> _Data lines_:
BEGIN

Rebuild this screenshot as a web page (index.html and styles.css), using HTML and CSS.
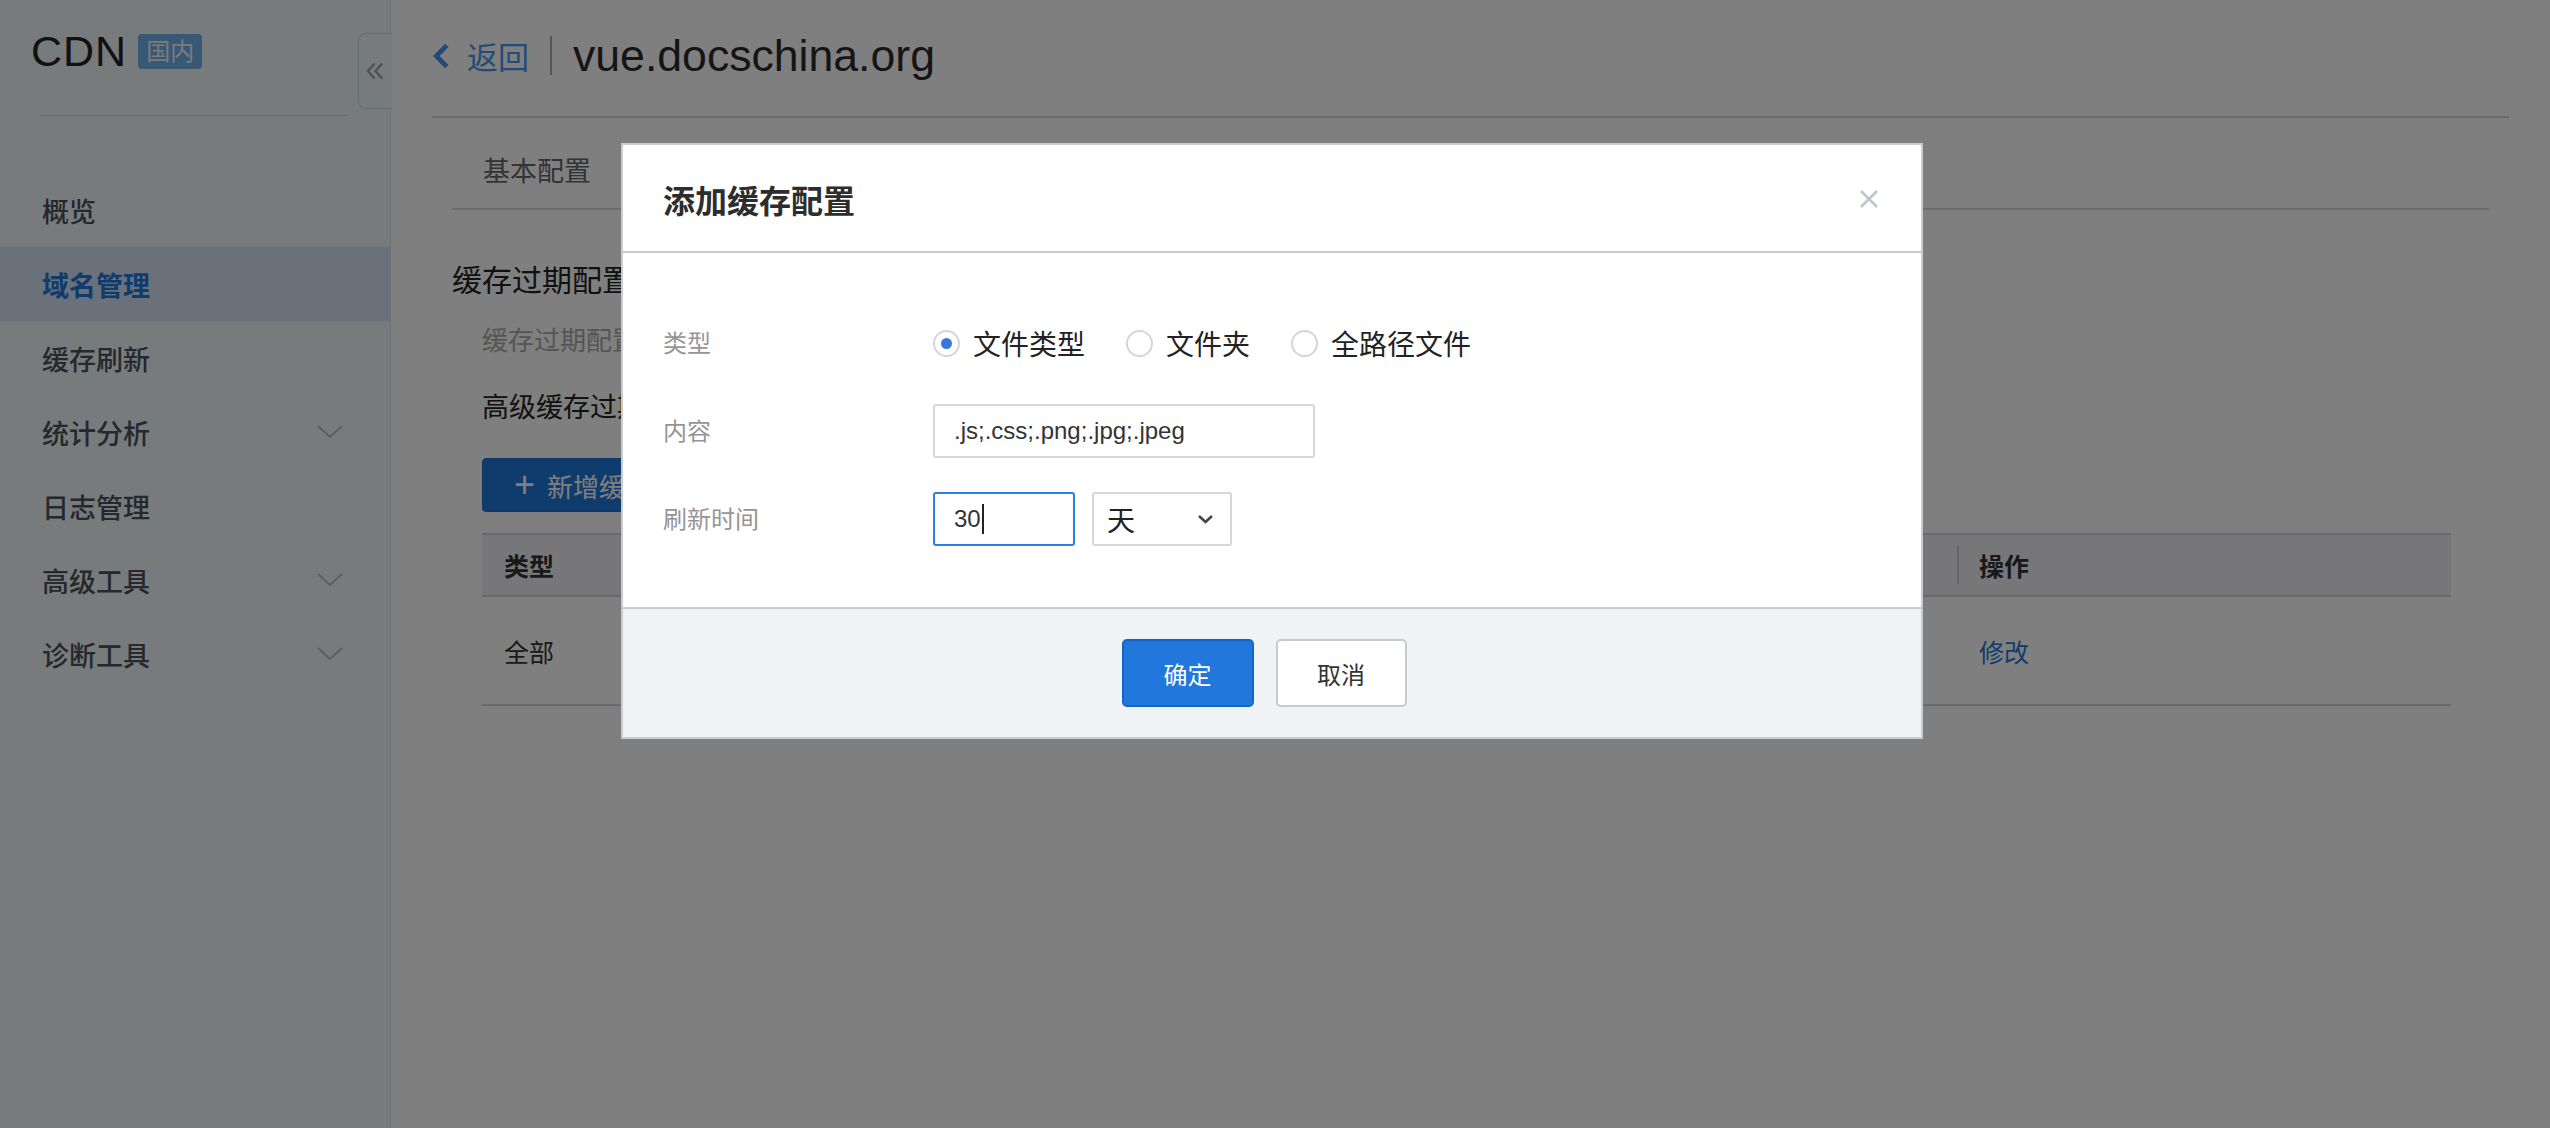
FILE: index.html
```html
<!DOCTYPE html>
<html lang="zh-CN">
<head>
<meta charset="utf-8">
<title>CDN - 域名管理</title>
<link rel="stylesheet" href="styles.css">
</head>
<body>
<div class="app">
  <aside class="sidebar">
    <div class="brand">
      <span class="brand-name">CDN</span>
      <span class="brand-tag">国内</span>
    </div>
    <div class="brand-divider"></div>
    <nav class="menu">
      <a class="menu-item">概览</a>
      <a class="menu-item active">域名管理</a>
      <a class="menu-item">缓存刷新</a>
      <a class="menu-item">统计分析<svg class="menu-caret" viewBox="0 0 26 14"><polyline points="1,1 13,12 25,1"/></svg></a>
      <a class="menu-item">日志管理</a>
      <a class="menu-item">高级工具<svg class="menu-caret" viewBox="0 0 26 14"><polyline points="1,1 13,12 25,1"/></svg></a>
      <a class="menu-item">诊断工具<svg class="menu-caret" viewBox="0 0 26 14"><polyline points="1,1 13,12 25,1"/></svg></a>
    </nav>
    <button class="collapse-tab"><svg viewBox="0 0 18 18"><polyline points="8,1 1,9 8,17"/><polyline points="16,1 9,9 16,17"/></svg></button>
  </aside>

  <main class="main">
    <header class="topbar">
      <a class="back"><svg class="back-icon" viewBox="0 0 17 24"><polyline points="14,2 4,12 14,22"/></svg><span>返回</span></a>
      <span class="topbar-sep"></span>
      <h1 class="domain">vue.docschina.org</h1>
    </header>

    <section class="content">
      <div class="tabs">
        <span class="tab">基本配置</span>
      </div>

      <h2 class="section-title">缓存过期配置</h2>
      <div class="section-body">
        <p class="section-desc">缓存过期配置</p>
        <h3 class="sub-title">高级缓存过期</h3>
        <button class="btn-add"><span class="plus">+</span>新增缓存</button>

        <div class="table">
          <div class="tr th">
            <div class="td">类型</div>
            <div class="td"></div>
            <div class="td"></div>
            <div class="td">操作</div>
          </div>
          <div class="tr">
            <div class="td">全部</div>
            <div class="td"></div>
            <div class="td"></div>
            <div class="td"><a class="link">修改</a></div>
          </div>
        </div>
      </div>
    </section>
  </main>
</div>

<div class="mask">
  <div class="modal">
    <div class="modal-head">
      <h2 class="modal-title">添加缓存配置</h2>
      <svg class="modal-close" viewBox="0 0 20 20"><path d="M2 2 L18 18 M18 2 L2 18"/></svg>
    </div>
    <div class="modal-body">
      <div class="form-row">
        <label class="form-label">类型</label>
        <div class="form-ctrl radios">
          <span class="radio checked"><span class="radio-dot"></span>文件类型</span>
          <span class="radio"><span class="radio-dot"></span>文件夹</span>
          <span class="radio"><span class="radio-dot"></span>全路径文件</span>
        </div>
      </div>
      <div class="form-row">
        <label class="form-label">内容</label>
        <div class="form-ctrl">
          <div class="input input-wide">.js;.css;.png;.jpg;.jpeg</div>
        </div>
      </div>
      <div class="form-row">
        <label class="form-label">刷新时间</label>
        <div class="form-ctrl">
          <div class="input input-num focused">30<span class="caret"></span></div>
          <div class="select"><span>天</span><svg class="select-arrow" viewBox="0 0 17 10"><polyline points="2,2 8.5,8 15,2"/></svg></div>
        </div>
      </div>
    </div>
    <div class="modal-foot">
      <button class="btn btn-primary">确定</button>
      <button class="btn btn-default">取消</button>
    </div>
  </div>
</div>
</body>
</html>
```
FILE: styles.css
```css
* { box-sizing: border-box; }
html, body { margin: 0; padding: 0; }
body {
  width: 2550px;
  height: 1128px;
  overflow: hidden;
  background: #fff;
  font-family: "Liberation Sans", "Noto Sans CJK SC", sans-serif;
  color: #333;
}
h1, h2, h3, p { margin: 0; font-weight: normal; }
button { font-family: inherit; }

.app { display: flex; height: 1128px; }

/* sidebar */
.sidebar {
  position: relative;
  width: 391px;
  flex: none;
  background: #f0f6f6;
  border-right: 1px solid #dde6e8;
}
.brand {
  display: flex;
  align-items: center;
  height: 43px;
  margin-top: 30px;
  padding-left: 31px;
}
.brand-name {
  font-size: 43px;
  line-height: 43px;
  color: #222;
  letter-spacing: 1px;
}
.brand-tag {
  margin-left: 11px;
  width: 64px;
  height: 35px;
  border-radius: 4px;
  background: #70b0ea;
  color: #f2f8ff;
  font-size: 24px;
  line-height: 35px;
  text-align: center;
}
.brand-divider {
  margin: 42px 0 0 39px;
  width: 309px;
  height: 1px;
  background: #cfd9de;
}
.menu { margin-top: 57px; display: flex; flex-direction: column; }
.menu-item {
  display: flex;
  align-items: center;
  justify-content: space-between;
  height: 74px;
  padding: 0 47px 0 42px;
  font-size: 27px;
  font-weight: 500;
  color: #4a5058;
}
.menu-item.active {
  background: #d6e2f4;
  color: #2177db;
  font-weight: 700;
}
.menu-caret {
  width: 26px;
  height: 14px;
  fill: none;
  stroke: #b4bec7;
  stroke-width: 2;
}
.collapse-tab {
  position: absolute;
  left: 358px;
  top: 33px;
  width: 34px;
  height: 76px;
  padding: 0;
  border: 1px solid #c9d6de;
  border-right: none;
  border-radius: 8px 0 0 8px;
  background: #f0f6f6;
  display: flex;
  align-items: center;
  justify-content: center;
}
.collapse-tab svg {
  width: 17px;
  height: 18px;
  fill: none;
  stroke: #9aa3ab;
  stroke-width: 2.4;
}

/* main */
.main { flex: 1; padding: 0 41px; }
.topbar {
  display: flex;
  align-items: center;
  height: 118px;
  padding-bottom: 5px;
  border-bottom: 2px solid #d4d4d4;
}
.back {
  display: flex;
  align-items: center;
  color: #4796f2;
  font-size: 31px;
}
.back-icon {
  width: 18px;
  height: 26px;
  margin-right: 17px;
  fill: none;
  stroke: #4796f2;
  stroke-width: 4.5;
}
.topbar-sep {
  width: 2px;
  height: 39px;
  margin: 0 21px 0 21px;
  background: #aaa;
}
.domain {
  font-size: 44.6px;
  color: #2b2b2b;
  line-height: 50px;
}

.content { padding: 0 20px; }
.tabs {
  display: flex;
  align-items: center;
  height: 92px;
  padding-top: 12px;
  border-bottom: 2px solid #d8d8d8;
}
.tab {
  padding: 0 31px;
  font-size: 27px;
  color: #666;
}
.section-title {
  margin-top: 51px;
  font-size: 30px;
  line-height: 40px;
  color: #222;
}
.section-body { padding: 0 38px 0 30px; }
.section-desc {
  margin-top: 22px;
  font-size: 26px;
  line-height: 36px;
  color: #aaa;
}
.sub-title {
  margin-top: 31px;
  font-size: 27px;
  line-height: 36px;
  color: #222;
}
.btn-add {
  margin-top: 32px;
  height: 54px;
  width: 240px;
  padding: 0 0 0 31px;
  border: 1px solid #1a6bcc;
  border-radius: 4px;
  background: #2177db;
  color: #fff;
  font-size: 26px;
  display: flex;
  align-items: center;
}
.plus { font-size: 36px; font-weight: 300; margin-right: 12px; line-height: 1; }

.table { margin-top: 21px; }
.tr {
  display: grid;
  grid-template-columns: 492px 492px 491px 1fr;
  border-bottom: 2px solid #d4d5da;
  height: 109px;
  align-items: center;
  font-size: 25px;
  color: #333;
}
.tr.th {
  height: 64px;
  border-top: 2px solid #d4d5da;
  background: #eeeff3;
  font-weight: 700;
}
.td { padding-left: 22px; position: relative; }
.th .td + .td::before {
  content: "";
  position: absolute;
  left: 0;
  top: 50%;
  width: 2px;
  height: 39px;
  margin-top: -20px;
  background: #c9ccd2;
}
.link { color: #2177db; }

/* modal */
.mask {
  position: fixed;
  inset: 0;
  background: rgba(0, 0, 0, 0.5);
  display: flex;
  justify-content: center;
  align-items: flex-start;
  padding: 143px 6px 0 0;
}
.modal {
  width: 1302px;
  background: #fff;
  border: 2px solid #c8ccd0;
}
.modal-head {
  display: flex;
  align-items: center;
  justify-content: space-between;
  height: 108px;
  padding: 2px 42px 0 40px;
  border-bottom: 2px solid #c6c9cd;
}
.modal-title {
  font-size: 32px;
  font-weight: 700;
  color: #2d2d2d;
}
.modal-close {
  width: 20px;
  height: 20px;
  fill: none;
  stroke: #bfc5cb;
  stroke-width: 2.5;
}
.modal-body {
  padding: 63px 40px 61px;
  display: flex;
  flex-direction: column;
  gap: 34px;
}
.form-row { display: flex; align-items: center; height: 54px; }
.form-label {
  width: 270px;
  flex: none;
  font-size: 24px;
  color: #959595;
  padding-bottom: 4px;
}
.form-ctrl { display: flex; align-items: center; }
.radios { gap: 41px; }
.radio {
  display: inline-flex;
  align-items: center;
  font-size: 28px;
  color: #222;
}
.radio-dot {
  width: 27px;
  height: 27px;
  margin-right: 13px;
  border: 2px solid #d2d6dc;
  border-radius: 50%;
  background: #fff;
  display: inline-flex;
  align-items: center;
  justify-content: center;
}
.radio.checked .radio-dot::after {
  content: "";
  width: 11px;
  height: 11px;
  border-radius: 50%;
  background: #3b78d5;
}
.input {
  display: flex;
  align-items: center;
  height: 54px;
  padding-left: 19px;
  border: 2px solid #d5d7da;
  border-radius: 3px;
  font-size: 24px;
  color: #333;
}
.input-wide { width: 382px; }
.input-num { width: 142px; }
.input.focused { border-color: #2c7fe2; }
.caret {
  width: 2px;
  height: 30px;
  margin-left: 1px;
  background: #222;
}
.select {
  display: flex;
  align-items: center;
  justify-content: space-between;
  width: 140px;
  height: 54px;
  margin-left: 17px;
  padding: 0 16px 0 13px;
  border: 2px solid #d5d7da;
  border-radius: 3px;
  font-size: 28px;
  color: #222;
}
.select-arrow {
  width: 17px;
  height: 10px;
  fill: none;
  stroke: #444;
  stroke-width: 2.5;
}
.modal-foot {
  display: flex;
  align-items: center;
  justify-content: center;
  gap: 22px;
  height: 130px;
  padding-right: 16px;
  border-top: 2px solid #c8cbcf;
  background: #eff3f6;
}
.btn {
  height: 68px;
  border-radius: 5px;
  font-size: 24px;
  padding: 0;
}
.btn-primary {
  width: 132px;
  background: #2177db;
  border: 2px solid #1166c8;
  color: #fff;
}
.btn-default {
  width: 131px;
  background: #fff;
  border: 2px solid #c5cad0;
  color: #333;
}
```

END

> _Given exercise_:
Copy, from the material above, each line in which the string "index" occurs.

> _Task answer_:
Rebuild this screenshot as a web page (index.html and styles.css), using HTML and CSS.
FILE: index.html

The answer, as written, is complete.